Data lines »
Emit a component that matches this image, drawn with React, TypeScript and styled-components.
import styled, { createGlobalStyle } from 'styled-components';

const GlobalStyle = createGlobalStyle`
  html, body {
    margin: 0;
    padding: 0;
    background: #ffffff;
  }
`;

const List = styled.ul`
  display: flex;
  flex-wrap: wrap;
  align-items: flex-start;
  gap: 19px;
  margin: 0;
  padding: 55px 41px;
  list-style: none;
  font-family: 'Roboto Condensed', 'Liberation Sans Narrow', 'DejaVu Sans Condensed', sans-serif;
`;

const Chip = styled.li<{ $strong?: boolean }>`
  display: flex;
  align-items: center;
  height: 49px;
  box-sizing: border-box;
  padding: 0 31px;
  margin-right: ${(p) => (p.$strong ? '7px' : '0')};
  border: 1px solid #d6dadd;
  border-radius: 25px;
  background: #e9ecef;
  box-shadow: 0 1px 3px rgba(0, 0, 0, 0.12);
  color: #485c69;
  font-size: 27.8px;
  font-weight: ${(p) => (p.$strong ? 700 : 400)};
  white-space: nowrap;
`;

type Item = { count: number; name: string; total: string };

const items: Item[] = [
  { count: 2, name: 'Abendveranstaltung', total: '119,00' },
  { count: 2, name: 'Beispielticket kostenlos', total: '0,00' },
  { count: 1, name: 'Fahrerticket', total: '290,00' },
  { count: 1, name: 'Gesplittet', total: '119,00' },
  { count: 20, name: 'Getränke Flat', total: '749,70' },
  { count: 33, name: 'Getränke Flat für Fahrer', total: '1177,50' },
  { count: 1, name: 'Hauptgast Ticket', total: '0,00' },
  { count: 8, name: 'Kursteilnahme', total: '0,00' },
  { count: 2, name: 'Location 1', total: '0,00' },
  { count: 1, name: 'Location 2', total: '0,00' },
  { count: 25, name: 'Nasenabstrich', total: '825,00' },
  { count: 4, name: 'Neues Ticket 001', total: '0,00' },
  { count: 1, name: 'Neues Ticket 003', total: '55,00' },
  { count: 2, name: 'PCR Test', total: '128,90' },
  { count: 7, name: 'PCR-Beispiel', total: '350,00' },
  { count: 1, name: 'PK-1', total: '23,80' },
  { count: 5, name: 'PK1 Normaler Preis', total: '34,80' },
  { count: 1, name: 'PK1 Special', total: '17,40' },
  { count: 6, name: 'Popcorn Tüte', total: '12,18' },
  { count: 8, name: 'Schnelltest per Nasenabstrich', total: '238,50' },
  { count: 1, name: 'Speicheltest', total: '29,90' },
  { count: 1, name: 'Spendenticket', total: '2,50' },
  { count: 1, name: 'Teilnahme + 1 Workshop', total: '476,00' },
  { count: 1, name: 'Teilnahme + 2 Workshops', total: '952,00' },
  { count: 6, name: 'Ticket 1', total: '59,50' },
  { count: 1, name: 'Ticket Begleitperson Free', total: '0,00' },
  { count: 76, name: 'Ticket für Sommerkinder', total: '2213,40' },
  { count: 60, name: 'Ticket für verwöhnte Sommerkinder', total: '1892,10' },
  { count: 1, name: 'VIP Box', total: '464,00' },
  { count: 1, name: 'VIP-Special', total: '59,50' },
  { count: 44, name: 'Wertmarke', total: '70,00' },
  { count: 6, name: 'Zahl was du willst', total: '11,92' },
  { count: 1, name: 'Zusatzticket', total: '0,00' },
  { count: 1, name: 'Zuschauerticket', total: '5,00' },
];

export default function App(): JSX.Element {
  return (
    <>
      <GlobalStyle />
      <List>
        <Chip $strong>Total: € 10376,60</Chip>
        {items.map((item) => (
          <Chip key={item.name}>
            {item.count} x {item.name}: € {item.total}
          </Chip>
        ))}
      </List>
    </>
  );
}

---

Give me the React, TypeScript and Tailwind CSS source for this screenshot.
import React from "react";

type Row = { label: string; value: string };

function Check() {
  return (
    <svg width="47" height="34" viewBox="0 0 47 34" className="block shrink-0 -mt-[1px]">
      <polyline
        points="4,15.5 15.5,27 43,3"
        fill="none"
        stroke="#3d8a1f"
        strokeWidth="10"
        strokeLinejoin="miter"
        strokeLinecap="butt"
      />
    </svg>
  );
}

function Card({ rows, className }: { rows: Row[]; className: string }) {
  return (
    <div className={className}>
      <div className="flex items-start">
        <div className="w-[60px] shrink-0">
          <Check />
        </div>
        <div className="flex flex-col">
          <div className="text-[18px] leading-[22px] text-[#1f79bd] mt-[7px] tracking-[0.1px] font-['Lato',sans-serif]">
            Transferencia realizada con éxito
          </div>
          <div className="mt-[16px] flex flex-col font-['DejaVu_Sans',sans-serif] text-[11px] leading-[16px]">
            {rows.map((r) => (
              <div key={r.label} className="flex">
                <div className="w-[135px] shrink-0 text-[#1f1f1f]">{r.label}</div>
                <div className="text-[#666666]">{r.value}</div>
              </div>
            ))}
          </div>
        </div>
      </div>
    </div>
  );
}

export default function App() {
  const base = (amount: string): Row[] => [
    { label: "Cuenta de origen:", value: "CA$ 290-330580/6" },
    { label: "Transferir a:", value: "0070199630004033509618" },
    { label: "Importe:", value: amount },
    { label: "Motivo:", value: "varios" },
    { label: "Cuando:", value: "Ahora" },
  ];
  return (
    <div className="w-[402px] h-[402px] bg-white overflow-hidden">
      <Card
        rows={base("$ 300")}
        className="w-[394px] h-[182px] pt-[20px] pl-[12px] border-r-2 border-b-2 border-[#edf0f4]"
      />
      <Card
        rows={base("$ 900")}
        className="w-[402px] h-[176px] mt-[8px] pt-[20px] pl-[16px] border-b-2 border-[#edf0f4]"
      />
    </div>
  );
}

* * *

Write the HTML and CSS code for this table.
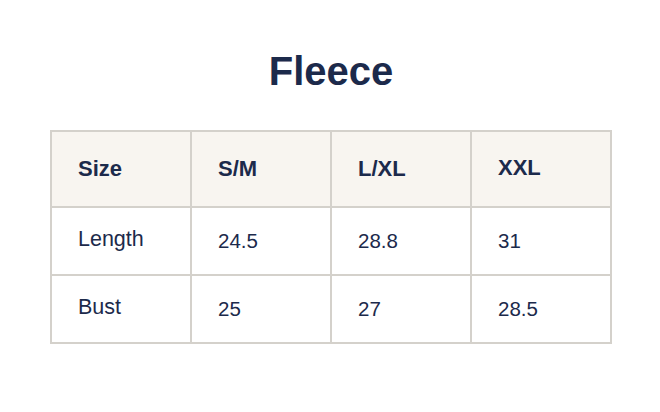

Set exercise » Output exactly those lines that lie from the line with "Emit a component" through the line with "number; name: string;", with both of those lines included.

Task answer »
Emit a component that matches this image, drawn with React, TypeScript and styled-components.
import styled, { createGlobalStyle } from 'styled-components';

const GlobalStyle = createGlobalStyle`
  html, body {
    margin: 0;
    padding: 0;
    background: #ffffff;
  }
`;

const List = styled.ul`
  display: flex;
  flex-wrap: wrap;
  align-items: flex-start;
  gap: 19px;
  margin: 0;
  padding: 55px 41px;
  list-style: none;
  font-family: 'Roboto Condensed', 'Liberation Sans Narrow', 'DejaVu Sans Condensed', sans-serif;
`;

const Chip = styled.li<{ $strong?: boolean }>`
  display: flex;
  align-items: center;
  height: 49px;
  box-sizing: border-box;
  padding: 0 31px;
  margin-right: ${(p) => (p.$strong ? '7px' : '0')};
  border: 1px solid #d6dadd;
  border-radius: 25px;
  background: #e9ecef;
  box-shadow: 0 1px 3px rgba(0, 0, 0, 0.12);
  color: #485c69;
  font-size: 27.8px;
  font-weight: ${(p) => (p.$strong ? 700 : 400)};
  white-space: nowrap;
`;

type Item = { count: number; name: string; total: string };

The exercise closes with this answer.